Dans la majorité, Agnès Firmin-Le Bodo (groupe Agir) a plaidé pour la "liberté de choisir notre mort et de l'encadrer", une position reprise par de nombreux élus dans la majorité comme l'opposition.
- "Doutes" -
Mais face à la mobilisation des partisans de l'euthanasie, "les doutes sont aussi largement partagés sur ces bancs", a souligné Aurore Bergé (LREM). Des doutes aussi exprimés par le communiste Pierre Dharréville face à une "rupture éthique".
Très applaudie, Anne Genetet, autre LREM, a rappelé en tant que médecin que son serment d'Hippocrate "dit que je ne donnerai jamais la mort volontairement".
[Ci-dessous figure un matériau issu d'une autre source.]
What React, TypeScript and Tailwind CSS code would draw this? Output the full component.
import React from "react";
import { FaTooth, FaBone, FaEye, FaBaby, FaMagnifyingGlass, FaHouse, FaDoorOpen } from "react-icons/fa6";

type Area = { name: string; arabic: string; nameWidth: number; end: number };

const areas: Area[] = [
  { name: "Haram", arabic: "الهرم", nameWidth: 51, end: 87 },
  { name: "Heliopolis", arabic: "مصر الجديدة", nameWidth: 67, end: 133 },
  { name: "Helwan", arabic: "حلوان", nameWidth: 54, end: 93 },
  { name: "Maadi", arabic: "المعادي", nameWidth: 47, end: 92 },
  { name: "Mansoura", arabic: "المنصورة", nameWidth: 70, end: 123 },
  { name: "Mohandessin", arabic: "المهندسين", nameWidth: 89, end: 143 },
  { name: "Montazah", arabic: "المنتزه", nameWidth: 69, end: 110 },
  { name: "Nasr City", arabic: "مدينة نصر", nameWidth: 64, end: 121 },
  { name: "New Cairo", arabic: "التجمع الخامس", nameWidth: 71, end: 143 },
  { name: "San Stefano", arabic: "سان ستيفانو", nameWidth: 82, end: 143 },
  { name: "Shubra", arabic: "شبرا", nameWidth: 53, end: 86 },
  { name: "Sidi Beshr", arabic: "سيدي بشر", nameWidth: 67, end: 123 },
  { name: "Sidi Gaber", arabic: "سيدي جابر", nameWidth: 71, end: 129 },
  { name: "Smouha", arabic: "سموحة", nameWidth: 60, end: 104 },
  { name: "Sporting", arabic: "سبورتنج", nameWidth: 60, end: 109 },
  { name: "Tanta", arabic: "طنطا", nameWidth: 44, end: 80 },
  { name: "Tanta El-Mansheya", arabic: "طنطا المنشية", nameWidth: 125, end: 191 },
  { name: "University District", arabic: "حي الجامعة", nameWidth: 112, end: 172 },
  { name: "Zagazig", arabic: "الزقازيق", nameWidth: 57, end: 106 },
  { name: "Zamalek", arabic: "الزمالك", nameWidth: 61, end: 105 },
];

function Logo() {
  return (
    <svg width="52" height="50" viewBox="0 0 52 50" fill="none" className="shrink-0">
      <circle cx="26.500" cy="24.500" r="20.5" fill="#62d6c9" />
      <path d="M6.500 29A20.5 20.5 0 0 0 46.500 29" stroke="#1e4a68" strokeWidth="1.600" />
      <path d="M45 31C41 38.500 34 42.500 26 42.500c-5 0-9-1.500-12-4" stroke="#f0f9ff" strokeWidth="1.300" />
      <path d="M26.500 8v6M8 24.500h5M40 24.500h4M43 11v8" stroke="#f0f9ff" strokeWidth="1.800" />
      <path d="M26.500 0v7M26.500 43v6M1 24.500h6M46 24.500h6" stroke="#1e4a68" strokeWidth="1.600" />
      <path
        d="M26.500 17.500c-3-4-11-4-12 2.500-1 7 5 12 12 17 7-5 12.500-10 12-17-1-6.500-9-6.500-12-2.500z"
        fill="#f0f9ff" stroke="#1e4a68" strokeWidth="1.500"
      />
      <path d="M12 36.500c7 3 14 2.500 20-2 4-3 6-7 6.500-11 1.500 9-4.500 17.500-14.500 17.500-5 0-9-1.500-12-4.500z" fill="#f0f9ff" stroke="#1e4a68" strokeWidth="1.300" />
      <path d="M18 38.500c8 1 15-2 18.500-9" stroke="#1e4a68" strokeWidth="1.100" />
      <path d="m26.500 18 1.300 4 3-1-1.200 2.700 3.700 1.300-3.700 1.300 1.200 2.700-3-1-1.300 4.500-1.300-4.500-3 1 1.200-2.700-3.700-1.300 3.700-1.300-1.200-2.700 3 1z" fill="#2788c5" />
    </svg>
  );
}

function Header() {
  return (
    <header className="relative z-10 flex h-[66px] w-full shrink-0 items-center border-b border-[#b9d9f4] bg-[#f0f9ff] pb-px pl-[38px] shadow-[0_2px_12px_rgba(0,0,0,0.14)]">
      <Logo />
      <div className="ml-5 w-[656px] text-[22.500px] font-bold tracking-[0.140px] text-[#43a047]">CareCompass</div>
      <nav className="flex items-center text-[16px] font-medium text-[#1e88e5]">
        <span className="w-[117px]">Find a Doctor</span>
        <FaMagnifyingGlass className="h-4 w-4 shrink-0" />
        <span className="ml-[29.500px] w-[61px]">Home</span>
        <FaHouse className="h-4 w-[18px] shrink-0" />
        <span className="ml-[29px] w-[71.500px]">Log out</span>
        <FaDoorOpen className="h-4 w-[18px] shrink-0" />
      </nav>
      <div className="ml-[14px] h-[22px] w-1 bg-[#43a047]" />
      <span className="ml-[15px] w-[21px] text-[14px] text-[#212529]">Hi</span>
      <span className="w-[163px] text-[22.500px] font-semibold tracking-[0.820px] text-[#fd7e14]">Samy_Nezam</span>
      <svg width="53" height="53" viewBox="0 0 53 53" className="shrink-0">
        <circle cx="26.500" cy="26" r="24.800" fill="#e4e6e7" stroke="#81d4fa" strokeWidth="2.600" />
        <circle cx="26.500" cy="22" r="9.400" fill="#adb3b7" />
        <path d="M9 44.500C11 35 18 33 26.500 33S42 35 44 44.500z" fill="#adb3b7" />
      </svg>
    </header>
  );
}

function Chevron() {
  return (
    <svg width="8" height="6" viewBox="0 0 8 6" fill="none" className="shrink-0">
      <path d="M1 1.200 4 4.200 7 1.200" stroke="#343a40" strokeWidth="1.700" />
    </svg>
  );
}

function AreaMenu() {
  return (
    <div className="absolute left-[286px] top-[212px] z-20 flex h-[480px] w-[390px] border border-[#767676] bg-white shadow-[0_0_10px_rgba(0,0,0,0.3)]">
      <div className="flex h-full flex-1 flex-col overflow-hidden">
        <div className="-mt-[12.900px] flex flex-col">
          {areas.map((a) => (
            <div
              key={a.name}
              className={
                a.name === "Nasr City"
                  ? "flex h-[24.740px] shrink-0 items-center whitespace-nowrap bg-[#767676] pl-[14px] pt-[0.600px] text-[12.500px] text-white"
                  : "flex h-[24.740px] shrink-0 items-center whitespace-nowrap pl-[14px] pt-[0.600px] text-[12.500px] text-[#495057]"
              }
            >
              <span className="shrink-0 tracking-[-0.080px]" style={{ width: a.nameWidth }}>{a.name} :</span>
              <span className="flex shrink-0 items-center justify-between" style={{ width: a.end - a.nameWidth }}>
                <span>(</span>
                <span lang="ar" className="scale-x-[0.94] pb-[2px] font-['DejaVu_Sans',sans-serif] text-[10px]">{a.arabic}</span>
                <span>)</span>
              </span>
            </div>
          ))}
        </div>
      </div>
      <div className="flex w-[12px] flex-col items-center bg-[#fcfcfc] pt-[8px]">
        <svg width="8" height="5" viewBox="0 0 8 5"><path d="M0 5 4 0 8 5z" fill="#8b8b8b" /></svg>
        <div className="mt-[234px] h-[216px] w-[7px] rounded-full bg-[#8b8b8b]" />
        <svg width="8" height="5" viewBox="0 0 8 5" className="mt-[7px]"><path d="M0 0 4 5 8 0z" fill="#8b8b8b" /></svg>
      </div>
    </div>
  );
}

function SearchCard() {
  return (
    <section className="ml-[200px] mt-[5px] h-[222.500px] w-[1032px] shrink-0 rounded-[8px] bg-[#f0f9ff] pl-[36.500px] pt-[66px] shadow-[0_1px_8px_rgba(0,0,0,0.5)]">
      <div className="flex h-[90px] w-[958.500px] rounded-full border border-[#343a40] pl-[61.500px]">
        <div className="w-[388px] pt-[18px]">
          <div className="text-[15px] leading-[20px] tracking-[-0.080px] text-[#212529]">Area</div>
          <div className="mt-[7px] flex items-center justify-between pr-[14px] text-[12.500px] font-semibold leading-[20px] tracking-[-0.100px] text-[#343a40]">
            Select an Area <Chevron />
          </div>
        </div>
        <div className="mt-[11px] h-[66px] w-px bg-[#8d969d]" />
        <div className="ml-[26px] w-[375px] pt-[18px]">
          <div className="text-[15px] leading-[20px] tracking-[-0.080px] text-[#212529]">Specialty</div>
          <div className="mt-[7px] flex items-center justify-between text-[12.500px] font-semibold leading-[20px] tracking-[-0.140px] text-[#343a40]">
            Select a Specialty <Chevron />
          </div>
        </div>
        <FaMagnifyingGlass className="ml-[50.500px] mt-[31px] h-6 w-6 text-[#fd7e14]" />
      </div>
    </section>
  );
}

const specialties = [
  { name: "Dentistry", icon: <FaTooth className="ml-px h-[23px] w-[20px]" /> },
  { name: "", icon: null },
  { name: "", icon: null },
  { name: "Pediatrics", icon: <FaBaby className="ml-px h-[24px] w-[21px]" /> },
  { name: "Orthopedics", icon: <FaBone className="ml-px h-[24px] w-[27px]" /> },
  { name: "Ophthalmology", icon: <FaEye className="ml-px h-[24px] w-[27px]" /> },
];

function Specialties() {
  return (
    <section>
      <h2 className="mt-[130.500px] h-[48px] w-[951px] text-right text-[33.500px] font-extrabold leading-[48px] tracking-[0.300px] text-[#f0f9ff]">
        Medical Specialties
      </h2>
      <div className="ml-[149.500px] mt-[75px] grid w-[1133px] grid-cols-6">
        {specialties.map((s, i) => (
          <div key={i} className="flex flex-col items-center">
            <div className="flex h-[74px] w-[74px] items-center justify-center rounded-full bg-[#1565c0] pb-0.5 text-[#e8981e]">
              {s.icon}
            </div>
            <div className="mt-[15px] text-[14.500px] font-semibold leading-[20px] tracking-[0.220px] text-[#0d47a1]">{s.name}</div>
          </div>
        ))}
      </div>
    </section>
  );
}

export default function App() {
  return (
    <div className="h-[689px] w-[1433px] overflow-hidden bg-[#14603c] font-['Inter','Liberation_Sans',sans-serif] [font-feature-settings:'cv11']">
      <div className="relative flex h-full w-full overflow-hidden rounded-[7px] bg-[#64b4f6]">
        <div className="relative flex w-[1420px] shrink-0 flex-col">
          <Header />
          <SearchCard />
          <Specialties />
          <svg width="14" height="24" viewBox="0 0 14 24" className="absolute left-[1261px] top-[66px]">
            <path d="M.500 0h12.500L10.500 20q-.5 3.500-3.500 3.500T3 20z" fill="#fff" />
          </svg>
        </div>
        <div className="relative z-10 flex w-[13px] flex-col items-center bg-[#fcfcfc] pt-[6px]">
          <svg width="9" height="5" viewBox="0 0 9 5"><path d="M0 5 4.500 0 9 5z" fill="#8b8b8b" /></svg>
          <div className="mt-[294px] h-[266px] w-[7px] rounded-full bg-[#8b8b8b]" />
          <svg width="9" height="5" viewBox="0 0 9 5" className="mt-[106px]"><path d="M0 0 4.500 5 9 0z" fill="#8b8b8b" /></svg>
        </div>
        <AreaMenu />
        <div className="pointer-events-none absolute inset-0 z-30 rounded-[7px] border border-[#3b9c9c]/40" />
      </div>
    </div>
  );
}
Le texte visait à ouvrir le droit à une "assistance médicalisée active à mourir" pour toute personne majeure, en phase avancée ou terminale d'une affection "grave et incurable".
Parmi ses soutiens, les présidents de quatre groupes parlementaires: Jean-Luc Mélenchon (LFI), Valérie Rabault (PS), Olivier Becht (Agir) et Bertrand Pancher (Libertés et territoires).
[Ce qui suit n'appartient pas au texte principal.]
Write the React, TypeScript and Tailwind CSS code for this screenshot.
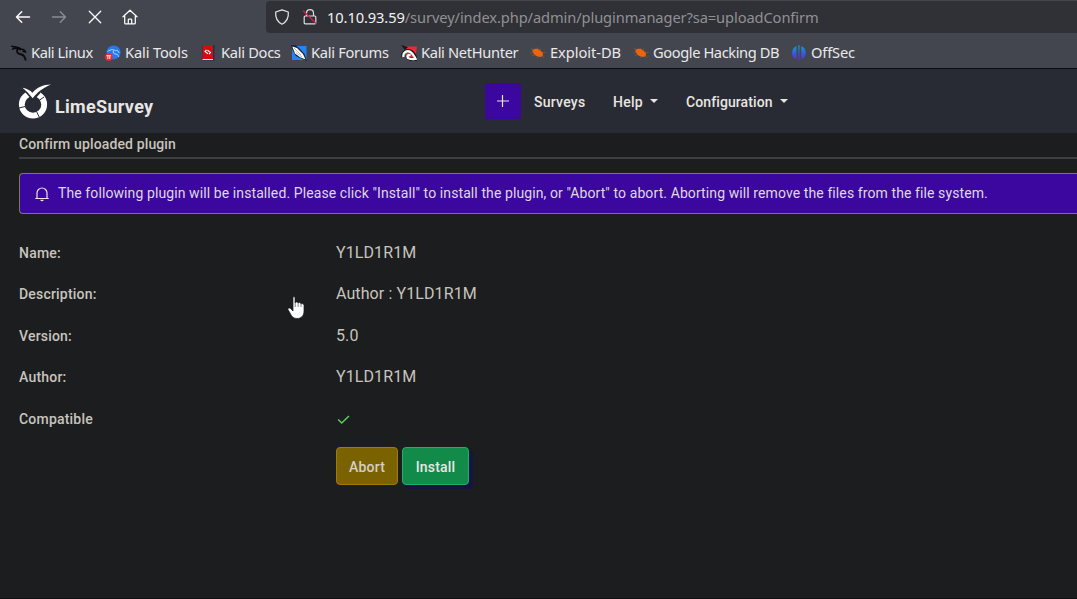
import React from "react";

const Dragon = ({ color, className = "" }: { color: string; className?: string }) => (
  <svg viewBox="0 0 16 16" className={"size-4 " + className} fill="none" stroke={color}>
    <path d="M0 1.2 L5 1.8 C7.5 2.2 9.5 3 10.5 4.5 M1 4.5 C4 3 7.5 3.5 9.5 5 M1.5 3 L6 2.5" strokeWidth="1.2" />
    <path d="M7 3.5 C5 6 6 8.8 9.5 9.2 C12.5 9.5 14 11.5 14.8 15.5" strokeWidth="1.9" />
    <path d="M9 4.5 C11 4 13.5 4.5 14.5 7 L11.5 6.2" strokeWidth="1.4" />
  </svg>
);

const ToolsIcon = () => (
  <svg viewBox="0 0 16 16" className="size-4">
    <circle cx="8.6" cy="7.4" r="7" fill="#2878f0" />
    <path d="M2.5 6.5 C6 4 9 4.300 10.5 6 M8.5 5.5 C7.500 8 9 9 11 9 C13 9.500 13.6 11 13.8 12 M10.500 5.500 C12.5 5 14 6.5 14 8" fill="none" stroke="#c4dcff" strokeWidth=".9" />
    <circle cx="3.8" cy="12" r="3.8" fill="#ee2b2b" />
    <path d="M1.5 10.7h4.6M2.9 10.7v3.3M4.800 10.7v3.3" stroke="#fff" strokeWidth=".9" />
  </svg>
);

const DocsIcon = () => (
  <svg viewBox="0 0 16 16" className="size-4">
    <rect x="1" y="0" width="12.5" height="15.5" fill="#17325c" />
    <path d="M1.500 0h10.500v14H1.500z" fill="#d40c10" />
    <path d="M1.500 14h10.500v1H1.500z" fill="#e8e8e8" />
    <path d="M5.500 5 L4 6.500 L7 8.700 M6.500 5.300 L9.500 7.500 L8 9" stroke="#fff" strokeWidth="1.1" fill="none" />
  </svg>
);

const ForumsIcon = () => (
  <svg viewBox="0 0 16 16" className="size-4">
    <path d="M1 1h14.5v14H1z" fill="#2484f5" />
    <path d="M0 0 L5 .5 L9 4 L13.5 9 L16 16 L11 14 L5 11 L1.500 5z" fill="#1b2028" />
    <path d="M1.3 1.5 L6 3 L12 9 L14.500 14.500 L9 12.300 L4 8.500z" fill="#fff" />
    <path d="M3 3 L10 10 M5 7.500l6 4.500" stroke="#8e9298" strokeWidth=".6" />
  </svg>
);

const NetHunterIcon = () => (
  <svg viewBox="0 0 16 16" className="size-4">
    <path d="M4 1.500h12l-2 13-9-3z" fill="#ef2636" />
    <path d="M0 0l7 2-3 3z" fill="#16181c" />
    <path d="M2 12 C1 7 6 4.500 10 6.500 C13 8 14 11 15 14.5 C11 15 6.500 14 6.500 11" fill="none" stroke="#17181b" strokeWidth="3.4" />
    <path d="M2.500 12 C1.500 7.500 6 5 9.5 7 C12 8.500 13 11 14.5 13.800 C10 14.8 6 13.600 6.500 11.200 C7 9.900 8.500 9.800 9.600 10.500" fill="none" stroke="#fff" strokeWidth="2.300" />
  </svg>
);

const BugIcon = () => (
  <svg viewBox="0 0 16 16" className="size-4">
    <path d="M2.3 5.4 C4 3 8 3.200 10.3 5.5 L12.8 7.8 L13 10.5 L11.3 11.8 C8 12.400 4.5 10.400 3.2 8z" fill="#ee640c" />
    <path d="M4 4.500 L1 3.8 M8 4 L7.2 2.500 M10.3 5.500 L10.8 3.500 M3.5 7.5 L.5 7.8 M5 9.5 L2 11 M8 11 L7.5 13 M12 7.500 L15.5 7.500 M12 10.5 L14 13" stroke="#94583a" strokeWidth=".7" />
  </svg>
);

const OffSecIcon = () => (
  <svg viewBox="0 0 16 16" className="size-4">
    <defs>
      <linearGradient id="offsec" x1="0" y1="0" x2="0" y2="1">
        <stop offset="0" stopColor="#12a9be" />
        <stop offset=".5" stopColor="#355ddc" />
        <stop offset="1" stopColor="#6526cf" />
      </linearGradient>
    </defs>
    <path d="M5.500 1.200 A7.2 7.2 0 0 0 5.500 14.500z M7.300 .2h1.2v15.6H7.3z M10.300 1.200 A7.2 7.2 0 0 1 10.300 14.500z" fill="url(#offsec)" />
  </svg>
);

const bookmarks = [
  { label: "Kali Linux", icon: <Dragon color="#090a0c" />, box: "w-[94px] tracking-[-0.42px]" },
  { label: "Kali Tools", icon: <ToolsIcon />, box: "w-[96px] tracking-[-0.15px]" },
  { label: "Kali Docs", icon: <DocsIcon />, box: "w-[90px] tracking-[-0.3px]" },
  { label: "Kali Forums", icon: <ForumsIcon />, box: "w-[110px] tracking-[-0.3px]" },
  { label: "Kali NetHunter", icon: <NetHunterIcon />, box: "w-[129px] tracking-[-0.33px]" },
  { label: "Exploit-DB", icon: <BugIcon />, box: "w-[103px] tracking-[-0.05px]" },
  { label: "Google Hacking DB", icon: <BugIcon />, box: "w-[158px] tracking-[-0.41px]" },
  { label: "OffSec", icon: <OffSecIcon />, box: "w-[70px] tracking-[-0.15px]" },
];

function Browser() {
  return (
    <div className="h-[69px] border-b border-[#0c0c0f] bg-[#44464f] font-['Noto_Sans',sans-serif] text-[#e9e9ea]">
      <div className="flex h-[34px] items-center pl-[15px]">
        <svg viewBox="0 0 16 16" className="size-4 shrink-0" fill="none" stroke="#fbfbfe" strokeWidth="1.5" strokeLinecap="round" strokeLinejoin="round"><path d="M14.5 8H1.5M6.7 2.8 1.5 8l5.2 5.2" /></svg>
        <svg viewBox="0 0 16 16" className="ml-5 size-4 shrink-0" fill="none" stroke="#8b8c93" strokeWidth="1.4" strokeLinecap="round" strokeLinejoin="round"><path d="M1.5 8h13M9.3 2.8 14.5 8l-5.2 5.2" /></svg>
        <svg viewBox="0 0 16 16" className="ml-5 size-4 shrink-0" fill="none" stroke="#fbfbfe" strokeWidth="1.3" strokeLinecap="round"><path d="m2.3 2.3 11.4 11.4M13.7 2.3 2.3 13.7" /></svg>
        <svg viewBox="0 0 16 16" className="ml-[19px] size-4 shrink-0" fill="none" stroke="#fbfbfe" strokeWidth="1.25" strokeLinecap="round" strokeLinejoin="round"><path d="M1 7.8 8 1.2l7 6.6M2.7 7v7q0 .9.9.9h8.8q.9 0 .9-.9V7M6.3 14.8v-4q0-.8.8-.8h1.8q.8 0 .8.8v4" /></svg>
        <div className="ml-[128px] flex h-8 flex-1 items-center rounded-l-[4px] bg-[#303136] pl-2">
          <svg viewBox="0 0 16 16" className="size-4 shrink-0" fill="none" stroke="#e4e4e6" strokeWidth="1.25" strokeLinejoin="round"><path d="M8 .8 14.3 3c.5 5.8-1.7 9.8-6.3 12.2C3.4 12.8 1.2 8.8 1.7 3z" /></svg>
          <svg viewBox="0 0 16 16" className="ml-3 size-4 shrink-0" fill="none" stroke="#dddde0" strokeWidth="1.2"><path d="M4.5 7V4.2a3.5 3.5 0 0 1 7 0V7M3.2 7h9.6q1 0 1 1v5.8q0 1-1 1H3.2q-1 0-1-1V8q0-1 1-1z" /><path d="m1.2 1.7 13.2 13.2" stroke="#d91f4e" strokeWidth="1.3" /></svg>
          <span className="ml-[9px] whitespace-nowrap text-[14.67px] tracking-[-0.1px] text-[#909094]"><span className="text-[#f1f1f3]">10.10.93.59</span>/survey/index.php/admin/pluginmanager?sa=uploadConfirm</span>
        </div>
      </div>
      <div className="flex h-[34px] items-center pl-[11px] pt-1">
        {bookmarks.map((b) => (
          <div key={b.label} className={"flex shrink-0 items-center gap-1 whitespace-nowrap text-[14.67px] " + b.box}>
            <span className="shrink-0">{b.icon}</span><span className="pb-0.5">{b.label}</span>
          </div>
        ))}
      </div>
    </div>
  );
}

const Caret = () => <span className="mb-0.5 ml-[7px] size-0 border-x-4 border-t-4 border-x-transparent border-t-[#e8e6e3]" />;

function Header() {
  return (
    <header className="flex h-16 bg-[#282b33] text-[#e8e6e3]">
      <div className="flex w-[485px] pl-[18px]">
        <svg viewBox="0 0 34 36" className="mt-[14px] h-9 w-[34px] shrink-0">
          <circle cx="15" cy="21.500" r="11.2" fill="none" stroke="#fff" strokeWidth="5.8" />
          <path d="M7.500 9.500 L15 18 L22.500 10 L20 5H6z" fill="#282b33" />
          <path d="M4.500 4.800 C9 5.500 12 7.500 14.5 9.800 C19 4.500 25 1.800 33 1.600 C25 5 19.5 9 14.7 15.300 C11.500 11.500 8.500 8 4.500 4.800z" fill="#fff" />
          <path d="M21 17.500l5-3.500M1 25l6-1.500M18.500 28.500l3 6" stroke="#282b33" strokeWidth="1" />
        </svg>
        <span className="ml-[3px] mt-[24px] text-[18px] font-bold leading-[27px] tracking-[.3px]">LimeSurvey</span>
      </div>
      <nav className="flex h-[51px] pt-[14px] text-[14px] font-medium leading-9">
        <button className="flex h-9 w-9 items-center justify-center rounded-[3px] bg-[#3c079f]">
          <svg viewBox="0 0 12 12" className="mr-px size-3" stroke="#e8e6e3" strokeWidth="1.2"><path d="M5.500 0v12M0 6h12" /></svg>
        </button>
        <span className="ml-[13px] mt-px w-[79px] tracking-[.25px]">Surveys</span>
        <span className="mt-px flex h-9 w-[73px] items-center tracking-[.25px]">Help<Caret /></span>
        <span className="mt-px flex h-9 items-center tracking-[.1px]">Configuration<Caret /></span>
      </nav>
    </header>
  );
}

const rows = [
  ["Name:", "Y1LD1R1M"],
  ["Description:", "Author : Y1LD1R1M"],
  ["Version:", "5.0"],
  ["Author:", "Y1LD1R1M"],
  ["Compatible", ""],
];

export default function App() {
  return (
    <div className="relative flex h-[599px] w-[1077px] flex-col overflow-hidden border-b border-[#111215] bg-[#1c1d1f] font-['Roboto',sans-serif] text-[#c8c4bd]">
      <Browser />
      <Header />
      <main className="pl-[19px]">
        <h1 className="h-[26px] border-b-2 border-[#3c3f41] text-[14px] font-medium leading-[22px] tracking-[.13px]">Confirm uploaded plugin</h1>
        <div className="mt-[14px] flex h-[41px] items-center rounded-l-[4px] border border-r-0 border-[#827568] bg-[#3c079f] pl-[15px] text-[14px] tracking-[.097px] text-[#dfd8e5]">
          <svg viewBox="0 0 14 16" className="mt-px h-4 w-[14px] shrink-0" fill="none" stroke="#e8e6e3" strokeWidth="1.2"><path d="M.3 12.5h13.400M2 12V7a5 5 0 0 1 10 0v5" /><path d="M5.3 13.7a1.7 1.5 0 0 0 3.4 0z" fill="#e8e6e3" stroke="none" /></svg>
          <span className="ml-[9px] whitespace-nowrap">The following plugin will be installed. Please click "Install" to install the plugin, or "Abort" to abort. Aborting will remove the files from the file system.</span>
        </div>
        <div className="mt-[18px]">
          {rows.map(([label, value]) => (
            <div key={label} className="flex h-[41.5px] items-center">
              <span className="w-[317px] pt-px text-[14px] font-medium tracking-[.2px]">{label}</span>
              {value ? <span className="text-[16px] tracking-[.1px]">{value}</span> : (
                <svg viewBox="0 0 14 12" className="mt-0.5 h-3 w-[14px]" fill="none" stroke="#57d45f" strokeWidth="1.4"><path d="m2.200 5.5 3.500 3.500L13 2" /></svg>
              )}
            </div>
          ))}
        </div>
        <div className="ml-[317px] mt-[7.5px] flex gap-1 text-[14px] font-medium tracking-[.2px]">
          <button className="h-[38px] w-[62px] rounded-[4px] border border-[#9d7c00] bg-[#7b6200] pt-0.5 text-[#d3cfc9]">Abort</button>
          <button className="h-[38px] w-[67px] rounded-[4px] border border-[#1bb365] bg-[#128a4a] pt-0.5 text-[#e8e6e3] shadow-[4px_4px_0_#1a1243]">Install</button>
        </div>
      </main>
      <svg viewBox="0 0 18 24" className="absolute left-[287px] top-[296px] h-6 w-[18px]">
        <path d="M6 1.5C6 .5 8 .5 8 1.5V7C8.5 5.5 11 5.7 11 7C12 5.8 14 6.5 14 8C15 7 17 8 17 9.500V15C17 20 14 22.5 10 22.5C6 22.5 4.5 20 3 17L1 13.5C.5 12 3 11.5 4 13L6 15z" fill="#fff" stroke="#16171d" strokeWidth=".7" />
        <path d="M8.2 7v4M11.1 7v4M14 8v3" stroke="#25262c" strokeWidth=".6" />
      </svg>
    </div>
  );
}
Quelque 2.300 émanaient d'une poignée de députés LR, qui ont mené une longue guérilla rendant illusoire toute possibilité de vote final avant minuit. Parmi eux Xavier Breton a dénoncé "une aide au suicide" et la "transgression d'un interdit"
La présidente de la commission des Affaires sociales Fadila Khattabi (LREM) a déploré que les échanges soient de fait "censurés par quelques parlementaires opposés au sujet de la fin de vie".
Des voix célèbres s'étaient élevées ces derniers jours dans les deux camps: la comédienne Line Renaud pour appuyer "un progrès essentiel", l'écrivain Michel Houellebecq pour estimer qu'avec cette loi, la France perdrait "tout droit au respect".
Les partisans du texte soulignent que l'euthanasie active avec assistance médicale est déjà permise en Belgique, en Suisse et aux Pays-Bas, et que l'Espagne et le Portugal viennent de légiférer en sa faveur.
Emmanuel Macron n'avait pas pris d'engagement en 2017 sur ce sujet, hormis indiquer qu'il préfèrerait personnellement choisir sa fin de vie.